SET TASK :: Work through the data line by line, gathering every line that has the word "index".

INPUT ROWS ::
•••••

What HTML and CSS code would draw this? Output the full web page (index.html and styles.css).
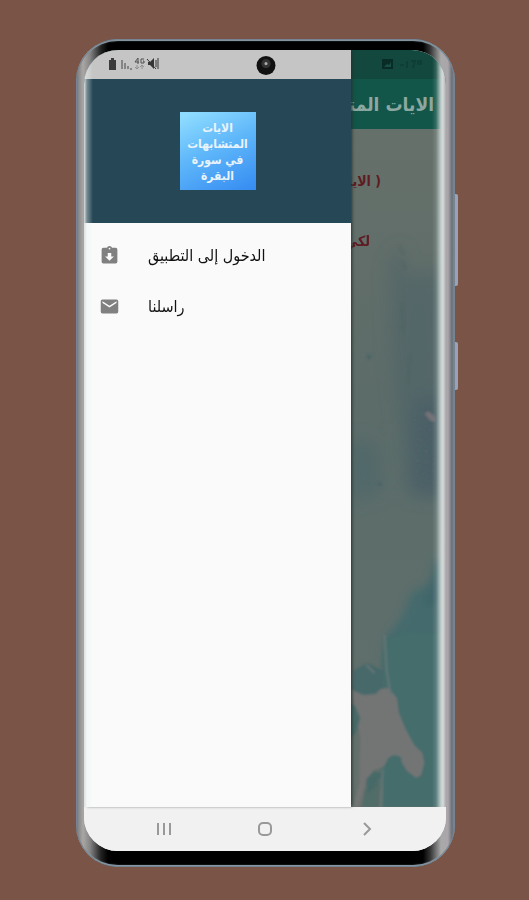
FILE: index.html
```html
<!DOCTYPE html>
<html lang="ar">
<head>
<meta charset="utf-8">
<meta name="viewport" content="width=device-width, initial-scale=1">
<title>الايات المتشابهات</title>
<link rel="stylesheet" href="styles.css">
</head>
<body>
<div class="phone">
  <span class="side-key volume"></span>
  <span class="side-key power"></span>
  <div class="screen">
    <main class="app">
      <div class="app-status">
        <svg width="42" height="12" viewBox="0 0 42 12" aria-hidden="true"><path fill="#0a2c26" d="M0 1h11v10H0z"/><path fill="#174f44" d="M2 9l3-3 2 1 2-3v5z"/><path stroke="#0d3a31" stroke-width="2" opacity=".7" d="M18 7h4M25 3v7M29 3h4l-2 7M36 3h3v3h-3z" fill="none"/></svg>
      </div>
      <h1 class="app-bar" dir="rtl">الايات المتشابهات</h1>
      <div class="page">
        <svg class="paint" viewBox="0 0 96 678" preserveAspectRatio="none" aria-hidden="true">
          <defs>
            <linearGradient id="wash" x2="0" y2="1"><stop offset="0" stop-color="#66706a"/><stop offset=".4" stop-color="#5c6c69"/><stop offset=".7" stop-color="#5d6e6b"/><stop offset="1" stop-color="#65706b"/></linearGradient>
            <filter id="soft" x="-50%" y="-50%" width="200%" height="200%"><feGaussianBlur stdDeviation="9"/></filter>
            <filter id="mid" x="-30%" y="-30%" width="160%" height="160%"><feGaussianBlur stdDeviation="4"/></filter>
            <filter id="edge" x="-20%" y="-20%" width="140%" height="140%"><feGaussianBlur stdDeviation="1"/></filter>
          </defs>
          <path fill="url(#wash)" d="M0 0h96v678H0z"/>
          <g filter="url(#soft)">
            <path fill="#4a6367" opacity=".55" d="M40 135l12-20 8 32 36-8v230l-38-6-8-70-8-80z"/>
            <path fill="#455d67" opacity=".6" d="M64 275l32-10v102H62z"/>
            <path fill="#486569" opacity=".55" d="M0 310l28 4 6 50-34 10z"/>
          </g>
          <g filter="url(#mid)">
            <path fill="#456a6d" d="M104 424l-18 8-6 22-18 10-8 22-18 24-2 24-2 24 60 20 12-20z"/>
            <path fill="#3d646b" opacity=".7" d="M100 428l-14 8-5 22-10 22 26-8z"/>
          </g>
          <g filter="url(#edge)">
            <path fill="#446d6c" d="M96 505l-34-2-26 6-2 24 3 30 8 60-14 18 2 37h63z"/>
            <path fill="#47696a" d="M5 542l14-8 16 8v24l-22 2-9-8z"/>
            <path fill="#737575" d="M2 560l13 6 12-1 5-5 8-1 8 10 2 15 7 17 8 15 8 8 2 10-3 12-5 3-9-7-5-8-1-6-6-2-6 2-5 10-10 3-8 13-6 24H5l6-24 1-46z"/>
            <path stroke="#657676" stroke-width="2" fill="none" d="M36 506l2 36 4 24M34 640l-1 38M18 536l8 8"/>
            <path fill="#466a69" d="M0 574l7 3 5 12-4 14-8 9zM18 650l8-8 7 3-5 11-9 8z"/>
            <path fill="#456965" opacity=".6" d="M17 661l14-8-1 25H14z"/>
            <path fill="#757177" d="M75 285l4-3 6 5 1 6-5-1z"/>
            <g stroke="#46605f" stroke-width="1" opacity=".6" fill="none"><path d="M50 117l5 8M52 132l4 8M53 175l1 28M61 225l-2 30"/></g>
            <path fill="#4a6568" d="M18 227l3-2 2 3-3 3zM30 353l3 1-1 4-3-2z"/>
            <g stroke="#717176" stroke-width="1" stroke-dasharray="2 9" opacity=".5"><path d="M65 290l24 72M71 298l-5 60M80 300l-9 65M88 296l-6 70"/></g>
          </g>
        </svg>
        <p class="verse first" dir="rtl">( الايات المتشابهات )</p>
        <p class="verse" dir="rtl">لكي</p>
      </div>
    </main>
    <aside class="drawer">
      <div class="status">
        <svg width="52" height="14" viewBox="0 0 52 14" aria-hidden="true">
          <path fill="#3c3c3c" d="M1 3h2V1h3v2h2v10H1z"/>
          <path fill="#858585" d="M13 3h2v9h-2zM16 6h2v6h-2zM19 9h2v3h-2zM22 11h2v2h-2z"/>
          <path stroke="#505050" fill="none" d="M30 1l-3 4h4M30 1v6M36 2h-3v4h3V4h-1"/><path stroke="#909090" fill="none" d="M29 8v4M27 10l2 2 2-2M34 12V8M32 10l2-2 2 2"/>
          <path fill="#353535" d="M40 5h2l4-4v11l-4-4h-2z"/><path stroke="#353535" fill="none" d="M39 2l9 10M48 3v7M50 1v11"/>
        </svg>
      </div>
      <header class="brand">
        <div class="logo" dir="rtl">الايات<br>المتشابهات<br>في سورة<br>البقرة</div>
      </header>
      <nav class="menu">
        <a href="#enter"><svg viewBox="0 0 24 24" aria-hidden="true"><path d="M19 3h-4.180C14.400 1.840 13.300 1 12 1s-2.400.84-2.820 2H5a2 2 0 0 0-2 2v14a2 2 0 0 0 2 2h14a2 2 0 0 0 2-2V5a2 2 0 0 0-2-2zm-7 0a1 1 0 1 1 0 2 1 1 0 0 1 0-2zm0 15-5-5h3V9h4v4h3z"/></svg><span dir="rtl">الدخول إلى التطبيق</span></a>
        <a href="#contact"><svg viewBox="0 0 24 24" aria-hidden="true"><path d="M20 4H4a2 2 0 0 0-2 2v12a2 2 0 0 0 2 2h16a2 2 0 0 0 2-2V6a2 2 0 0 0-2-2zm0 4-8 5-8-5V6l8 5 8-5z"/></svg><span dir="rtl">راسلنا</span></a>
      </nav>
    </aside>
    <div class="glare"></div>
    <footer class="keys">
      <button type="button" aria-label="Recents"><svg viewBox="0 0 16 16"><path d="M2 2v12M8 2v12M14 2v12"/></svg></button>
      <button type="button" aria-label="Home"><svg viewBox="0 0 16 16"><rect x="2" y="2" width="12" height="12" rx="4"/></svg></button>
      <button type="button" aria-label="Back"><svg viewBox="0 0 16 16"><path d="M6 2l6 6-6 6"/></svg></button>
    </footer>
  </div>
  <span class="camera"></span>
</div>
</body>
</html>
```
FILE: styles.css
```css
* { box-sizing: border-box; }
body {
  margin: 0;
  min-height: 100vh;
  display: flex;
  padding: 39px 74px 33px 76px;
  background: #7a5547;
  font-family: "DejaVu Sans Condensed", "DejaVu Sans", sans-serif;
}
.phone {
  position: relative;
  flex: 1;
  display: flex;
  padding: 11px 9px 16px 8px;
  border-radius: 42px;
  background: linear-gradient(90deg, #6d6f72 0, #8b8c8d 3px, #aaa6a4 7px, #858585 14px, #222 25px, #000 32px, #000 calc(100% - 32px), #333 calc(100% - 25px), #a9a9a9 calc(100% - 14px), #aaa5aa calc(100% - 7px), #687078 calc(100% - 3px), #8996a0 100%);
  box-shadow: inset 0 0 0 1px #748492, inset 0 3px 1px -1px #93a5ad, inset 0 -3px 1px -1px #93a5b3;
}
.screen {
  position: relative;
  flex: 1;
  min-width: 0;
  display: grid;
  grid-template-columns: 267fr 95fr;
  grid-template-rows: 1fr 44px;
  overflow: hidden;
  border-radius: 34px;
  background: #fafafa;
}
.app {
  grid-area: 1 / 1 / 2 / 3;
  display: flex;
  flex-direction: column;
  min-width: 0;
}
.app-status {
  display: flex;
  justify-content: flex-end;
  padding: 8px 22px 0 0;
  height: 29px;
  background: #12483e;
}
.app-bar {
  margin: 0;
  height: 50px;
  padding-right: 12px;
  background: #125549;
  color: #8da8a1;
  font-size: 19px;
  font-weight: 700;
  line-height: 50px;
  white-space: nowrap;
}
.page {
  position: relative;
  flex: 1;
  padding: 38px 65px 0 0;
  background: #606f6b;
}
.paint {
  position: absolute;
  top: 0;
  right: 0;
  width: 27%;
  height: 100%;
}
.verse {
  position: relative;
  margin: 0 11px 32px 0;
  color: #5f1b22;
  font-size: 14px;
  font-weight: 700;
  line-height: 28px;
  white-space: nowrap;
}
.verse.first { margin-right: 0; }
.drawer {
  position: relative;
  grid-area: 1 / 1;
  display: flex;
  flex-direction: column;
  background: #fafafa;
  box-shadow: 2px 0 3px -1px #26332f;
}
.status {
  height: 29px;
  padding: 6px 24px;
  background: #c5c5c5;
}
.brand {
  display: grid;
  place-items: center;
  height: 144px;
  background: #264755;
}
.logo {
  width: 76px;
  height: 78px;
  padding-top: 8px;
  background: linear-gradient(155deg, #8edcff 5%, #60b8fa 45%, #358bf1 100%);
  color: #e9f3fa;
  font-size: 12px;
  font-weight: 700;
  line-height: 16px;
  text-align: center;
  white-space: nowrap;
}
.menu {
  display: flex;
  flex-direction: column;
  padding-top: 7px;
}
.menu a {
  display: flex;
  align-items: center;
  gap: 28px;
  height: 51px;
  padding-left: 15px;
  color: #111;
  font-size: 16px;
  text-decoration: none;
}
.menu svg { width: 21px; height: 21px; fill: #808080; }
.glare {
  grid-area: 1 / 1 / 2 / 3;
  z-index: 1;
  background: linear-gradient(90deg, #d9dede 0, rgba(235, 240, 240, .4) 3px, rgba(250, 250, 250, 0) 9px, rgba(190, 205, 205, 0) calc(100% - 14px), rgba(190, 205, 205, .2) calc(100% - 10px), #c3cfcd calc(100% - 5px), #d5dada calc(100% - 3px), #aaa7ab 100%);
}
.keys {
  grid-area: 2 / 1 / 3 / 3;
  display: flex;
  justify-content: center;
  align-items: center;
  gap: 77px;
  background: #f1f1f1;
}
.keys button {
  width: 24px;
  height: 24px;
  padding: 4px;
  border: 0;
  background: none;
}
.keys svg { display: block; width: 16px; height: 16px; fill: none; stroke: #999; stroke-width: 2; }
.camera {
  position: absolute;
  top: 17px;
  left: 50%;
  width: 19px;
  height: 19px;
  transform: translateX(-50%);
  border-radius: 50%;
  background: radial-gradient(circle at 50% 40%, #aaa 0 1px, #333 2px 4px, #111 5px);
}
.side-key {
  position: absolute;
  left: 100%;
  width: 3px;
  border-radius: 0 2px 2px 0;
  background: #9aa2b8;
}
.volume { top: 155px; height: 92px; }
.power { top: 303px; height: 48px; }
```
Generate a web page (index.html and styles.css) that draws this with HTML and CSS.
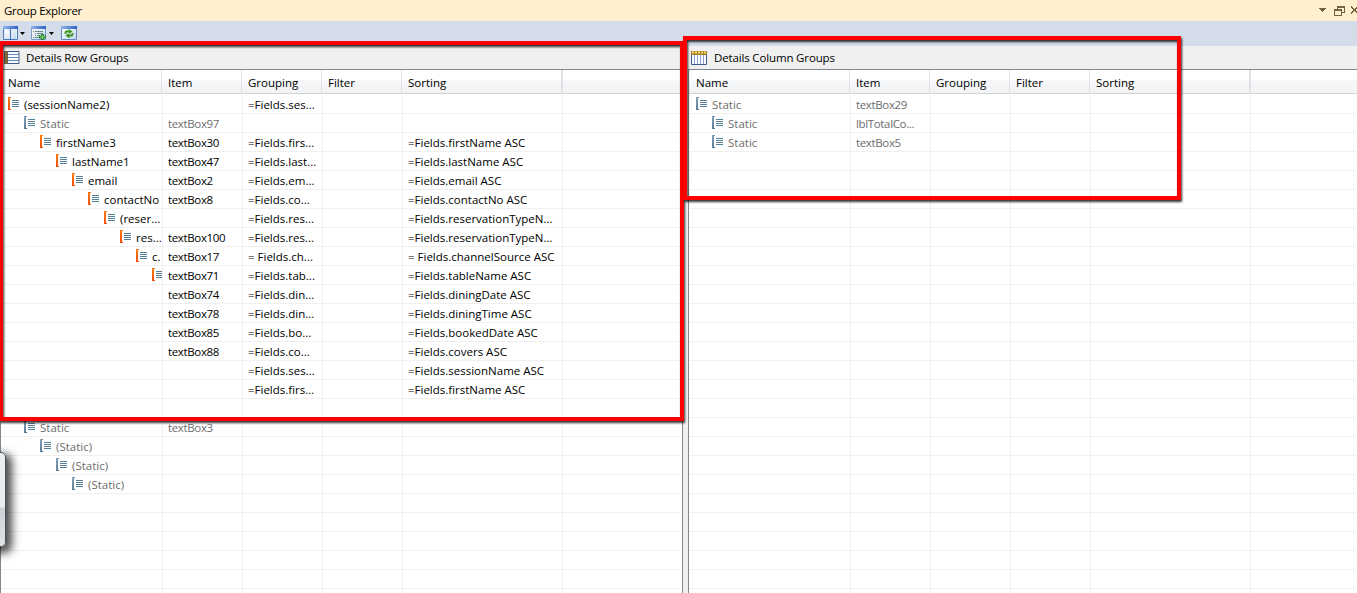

•••••

ANSWER ::
What HTML and CSS code would draw this? Output the full web page (index.html and styles.css).
FILE: index.html
  z-index: 1;
Generate a web page (index.html and styles.css) that draws this with HTML and CSS.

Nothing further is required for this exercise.